When Algar got Sydney to the veterinarian, the vet said Sydney would not live because her femoral artery was nicked. The vet also noted that her wounds appeared to have been inflicted by wildlife. Algar had no idea what had caused the injury to Sydney, as her only thoughts were to make Sydney better.
Sydney immediately needed a blood transfusion. She underwent emergency surgery to repair her left front leg. Soon after, a bacteria infection set in and Sydney needed to repeat the operation. The infection returned after the second surgery, and the veterinarian thought the leg would have to be amputated. Algar sought a second opinion at Tufts University School of Veterinary Medicine, where she was told to flush out the wound every two hours and continue with antibiotics. By the fourth day the infection was gone but the vets insisted that Sydney would have a bad limp and would drag her leg because of nerve damage.
It was during this time that one of Algar’s neighbors, a farmer, came by to tell her that he had shot a bobcat on his property. Algar believes this is the animal that attacked Sydney, and she has no idea how the cat got past her fencing.
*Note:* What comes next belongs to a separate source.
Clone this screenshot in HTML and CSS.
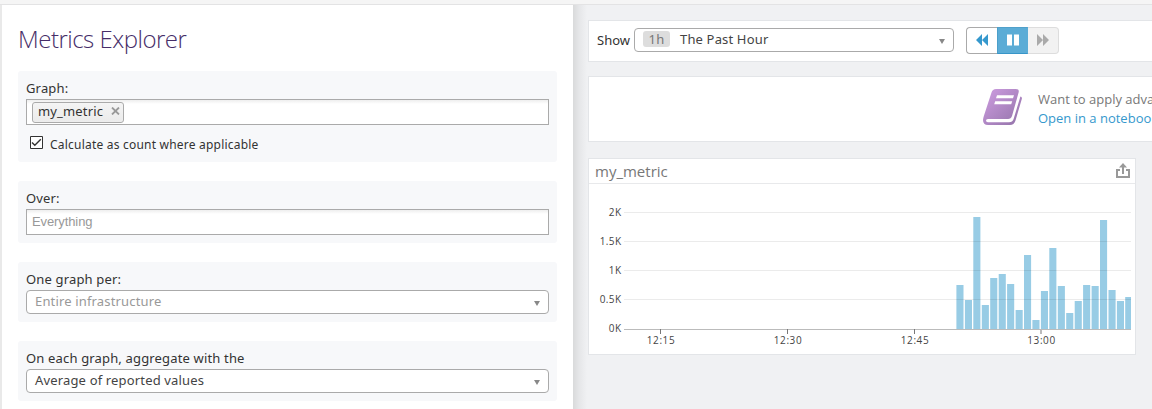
FILE: index.html
```html
<!DOCTYPE html>
<html lang="en">
<head>
<meta charset="utf-8">
<title>Metrics Explorer</title>
<link rel="stylesheet" href="styles.css">
</head>
<body>
<div class="topbar"></div>
<div class="page">
  <main class="editor">
    <h1 class="title">Metrics Explorer</h1>
    <section class="field field-graph">
      <div class="label">Graph:</div>
      <div class="input"><span class="tag"><span class="tag-name">my_metric</span><svg class="tag-x" width="9" height="8" viewBox="0 0 9 8"><path d="M1 .5l7 7M8 .5l-7 7"/></svg></span></div>
      <div class="check"><svg width="13" height="13" viewBox="0 0 13 13"><path class="box" d="M.5 .5h12v12H.5z"/><path class="tick" d="M2 6.500L4.800 9.200l6-6"/></svg><span class="check-text">Calculate as count where applicable</span></div>
    </section>
    <section class="field field-over">
      <div class="label">Over:</div>
      <div class="input"><span class="placeholder">Everything</span></div>
    </section>
    <section class="field">
      <div class="label">One graph per:</div>
      <div class="select"><span class="muted">Entire infrastructure</span><i class="caret"></i></div>
    </section>
    <section class="field">
      <div class="label">On each graph, aggregate with the</div>
      <div class="select"><span class="agg-value">Average of reported values</span><i class="caret"></i></div>
    </section>
  </main>
  <aside class="results">
    <div class="card timebar">
      <span class="show">Show</span>
      <div class="select range"><span class="badge">1h</span><span class="range-text">The Past Hour</span><i class="caret"></i></div>
      <div class="controls">
        <span class="btn back"><svg width="12" height="12" viewBox="0 0 12 12"><path d="M6 0v12L0 6zM12 0v12L6 6z"/></svg></span>
        <span class="btn pause"><svg width="12" height="12" viewBox="0 0 12 12"><path d="M0 .5h5v11H0zM7 .5h5v11H7z"/></svg></span>
        <span class="btn next"><svg width="12" height="12" viewBox="0 0 12 12"><path d="M0 0v12l6-6zM6 0v12l6-6z"/></svg></span>
      </div>
    </div>
    <div class="card notebook">
      <svg class="book" width="40" height="37" viewBox="0 0 40 37">
        <defs><linearGradient id="violet" x1="0" y1="0" x2="1" y2="1"><stop offset="0" stop-color="#cf9ee2"/><stop offset="1" stop-color="#9272a8"/></linearGradient></defs>
        <path fill="url(#violet)" d="M13 0h20q3.500 0 2.600 3.500L29 27q-1 3-4 3H5q-2 0-2 1.600T5 33.200h21q3.500 0 4.500-3L37.400 7.500q2 .5 1.400 2.500L32.500 31.500Q31 36 27 36H5Q0 36 0 31q0-1.500 1-4.500L8.500 3.500Q9.500 0 13 0z"/>
        <path fill="#fff" d="M14 6.300h17l-1 2.900H13zM12.200 12.300h17l-1 2.900h-17z"/>
      </svg>
      <div class="promo"><span class="want">Want to apply adva</span><span class="open">Open in a noteboo</span></div>
    </div>
    <div class="card chart-card">
      <div class="chart-head"><span class="chart-title">my_metric</span>
        <svg class="share" width="16" height="16" viewBox="0 0 16 16"><path class="tray" d="M5 7H2v7h12V7h-3"/><path class="tray" d="M8 11V3"/><path class="tip" d="M8 0l4 4.500H4z"/></svg>
      </div>
      <svg class="chart" width="546" height="170" viewBox="589 184 546 170">
        <g class="bars">
          <path d="M956.400 285h7.100v44h-7.100zM964.900 300h7.100v29h-7.100zM973.300 217h7.100v112h-7.100zM981.800 305h7.100v24h-7.100zM990.200 278h7.100v51h-7.100zM998.700 274h7.100v55h-7.100zM1007.100 284h7.100v45h-7.100zM1015.600 310h7.100v19h-7.100zM1024 255h7.100v74h-7.100zM1032.400 320h7.100v9h-7.100zM1040.900 291h7.100v38h-7.100zM1049.300 248h7.100v81h-7.100zM1057.800 286h7.100v43h-7.100zM1066.200 313h7.100v16h-7.100zM1074.700 301h7.100v28h-7.100zM1083.100 285h7.100v44h-7.100zM1091.600 286h7.100v43h-7.100zM1100 220h7.100v109h-7.100zM1108.500 290h7.100v39h-7.100zM1116.900 301h7.100v28h-7.100zM1125.200 297h5.800v32h-5.800z"/>
        </g>
        <path class="grid" d="M624 212.500h507M624 241.500h507M624 270.500h507M624 299.500h507"/>
        <path class="axis" d="M624 329.500h507"/>
        <path class="ticks" d="M660.500 329v5M787.500 329v5M914.500 329v5"/>
        <path class="tick-soft" d="M1041 329v5"/>
        <g class="ylab"><text x="621.500" y="216">2K</text><text x="621.500" y="245">1.5K</text><text x="621.500" y="274">1K</text><text x="621.500" y="303">0.5K</text><text x="621.500" y="332">0K</text></g>
        <g class="xlab"><text x="661" y="344">12:15</text><text x="788" y="344">12:30</text><text x="915" y="344">12:45</text><text x="1041.500" y="344">13:00</text></g>
      </svg>
    </div>
  </aside>
</div>
</body>
</html>
```
FILE: styles.css
```css
* { box-sizing: border-box; }
body { margin: 0; width: 1152px; height: 409px; overflow: hidden; background: #f0f1f3; color: #333; font: 13px/16px "Noto Sans", "Open Sans", sans-serif; letter-spacing: .16px; white-space: nowrap; }
svg { display: block; flex: none; }
.topbar { height: 5px; background: #f5f5f5; border-bottom: 1px solid #e3e3e4; }
.page { display: flex; height: 404px; }
.editor { width: 573px; flex: none; padding: 0 16px; border-left: 2px solid #e9e9e9; background: #fff; }
.title { margin: 0; height: 66px; padding-top: 18px; font: 300 24px/32px "Open Sans", sans-serif; letter-spacing: -.5px; color: #462d68; }
.field { height: 60px; margin-bottom: 19px; padding: 9px 8px 0; border-radius: 3px; background: #f7f8fa; }
.field-graph { height: 91px; }
.field-over { height: 62px; }
.label { height: 19px; line-height: 16px; }
.input { height: 26px; display: flex; align-items: center; border: 1px solid #aaa; background: linear-gradient(#eee, #fff 4px); padding-left: 5px; }
.tag { height: 21px; width: 92px; display: flex; justify-content: space-between; padding: 0 3px 0 5px; border: 1px solid #aaa; border-radius: 3px; background: linear-gradient(#f4f4f4, #ebebeb); box-shadow: inset 0 0 1px #fff; }
.tag-name { line-height: 17px; }
.tag-x { margin-top: 4px; stroke: #999; stroke-width: 1.8; fill: none; }
.placeholder { font: 13px/20px "Liberation Sans", sans-serif; letter-spacing: -.1px; color: #999; margin-bottom: 1px; }
.check { display: flex; padding: 11px 0 0 4px; gap: 7px; }
.check svg { fill: #fff; stroke: #333; }
.check .tick { stroke-width: 1.4; fill: none; }
.check-text { font-size: 12px; line-height: 17px; letter-spacing: .21px; }
.select { height: 24px; display: flex; align-items: center; border: 1px solid #aaa; border-radius: 4px; background: #fff; padding: 0 8px; color: #444; }
.select > span { margin-top: -2px; }
.muted { color: #999; }
.caret { margin-left: auto; border: solid transparent; border-width: 5px 3px 0; border-top-color: #888; margin-top: 2px; }
.results { flex: 1; min-width: 0; padding: 15px 0 0 15px; background: linear-gradient(90deg, #d9dadb, #e5e6e8 6px, #f0f1f3 14px); }
.card { width: 580px; border: 1px solid #e3e5e8; background: #fff; }
.timebar { height: 42px; margin-bottom: 14px; display: flex; align-items: center; padding: 0 0 2px 8px; }
.show { width: 37px; letter-spacing: 0; }
.range { width: 320px; }
.badge { width: 27px; height: 16px; border-radius: 3px; background: #ddd; color: #777; text-align: center; line-height: 16px; margin-right: 10px; }
.controls { display: flex; margin-left: 12px; height: 27px; }
.btn { width: 31px; display: flex; align-items: center; justify-content: center; border: 1px solid #aaa; }
.back { fill: #3598cd; border-right: 0; border-radius: 4px 0 0 4px; }
.pause { fill: #fff; background: #5bacd6; border-color: #50a0ca #5bacd6 #3795c8 #4b9fca; }
.next { fill: #aaa; background: #f2f2f2; border-color: #ddd; border-left: 0; border-radius: 0 4px 4px 0; }
.notebook { height: 66px; margin-bottom: 16px; padding: 12px 0 0 394px; display: flex; }
.promo { margin: 1px 0 0 15px; display: flex; flex-direction: column; font: 13px/19px "Open Sans", sans-serif; letter-spacing: 0; color: #777; }
.open { color: #3598cd; }
.chart-card { width: 548px; height: 197px; }
.chart-head { height: 25px; display: flex; justify-content: space-between; border-bottom: 1px solid #e8e9eb; padding: 0 4px 0 6px; }
.chart-title { font: 15px/25px "Open Sans", sans-serif; letter-spacing: 0; color: #777; }
.share { margin-top: 4px; fill: none; }
.tray { stroke: #999; stroke-width: 2; }
.tip { fill: #999; }
.grid { stroke: #000; stroke-opacity: .08; }
.bars { fill: #98cce5; }
.axis { stroke: #bbb; }
.ticks { stroke: #777; }
.tick-soft { stroke: #bbb; stroke-width: 2; }
.ylab, .xlab { font: 10px "Open Sans", sans-serif; fill: #444; }
.ylab { text-anchor: end; letter-spacing: .4px; }
.xlab { text-anchor: middle; letter-spacing: .6px; }
```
By February 2008, eight weeks later, Sydney had proven the vets wrong. One snowy day Algar hesitantly let Sydney out, as Sydney loved the snow. Sydney wobbled at first but suddenly she became agile and took off running. Algar could not believe this dog as she watched.
“After all the nay-sayers, she was saying ‘screw you all,’” Algar said. “It was a true miracle. Sydney has so much heart and character and she was not going to let anyone take it away from her.”
Sydney continued to heal and by September 2008 Algar brought Sydney out to a nonsporting event, a group specialty. On the first day she won an award known as Best Opposite Sex — given to the best dog whose gender is opposite the winner of Best of Breed. One could say it’s like a second runner up. What was most interesting was that Sydney was competing against the top 10 dogs in her breed.
Algar said, “It was amazing that she did so well.”
The next day she also took Best Opposite Sex and the final day Sydney took Best of Breed. People were absolutely astounded that a dog who, nine months earlier, was not expected to live or walk properly again, now was able to accomplish such a feat.
Seeing Sydney win was a surreal moment for Algar. She could not believe it. In her heart she knew Sydney was a great Tibetan, but her character, determination, grace, movement, reach, and drive all came together after this horrific incident. Every time Algar feels the scar on Sydney’s leg she is so proud of her and what she has done for herself.
Sydney was shown nine more times that year and made it into the top 20 for Tibetans. Since then Sydney has won numerous awards.
Sydney went from being the top 12th or 13th Tibetan in the nation to No. 5 for two consecutive years. In addition to her Regional and National specialty Award of Merits, she has also won the First Award of Excellence at the Eukanuba National Championship 2010 and the Second Award of Excellence at the same event in 2011. She also won the First Award of Merit at Westminster 2011. It was in May of 2011 that she won the Tibetan Terrier Specialty show. At the National Specialty show she received a standing ovation.
“I was so afraid that the incident would affect Sydney’s temperament or she would become fearful,” Algar said.
Yet the opposite occurred. Sydney’s temperament became more even, and she showed even better. Sydney’s heart became bigger, and perhaps one could say that Sydney returned the love and devotion Algar gave to Sydney during her ordeal in the form of her exuberance in the show ring. Sydney showed us the heart and soul of the true Tibetan Terrier.
As we all know, dogs have funny ways of showing us their love.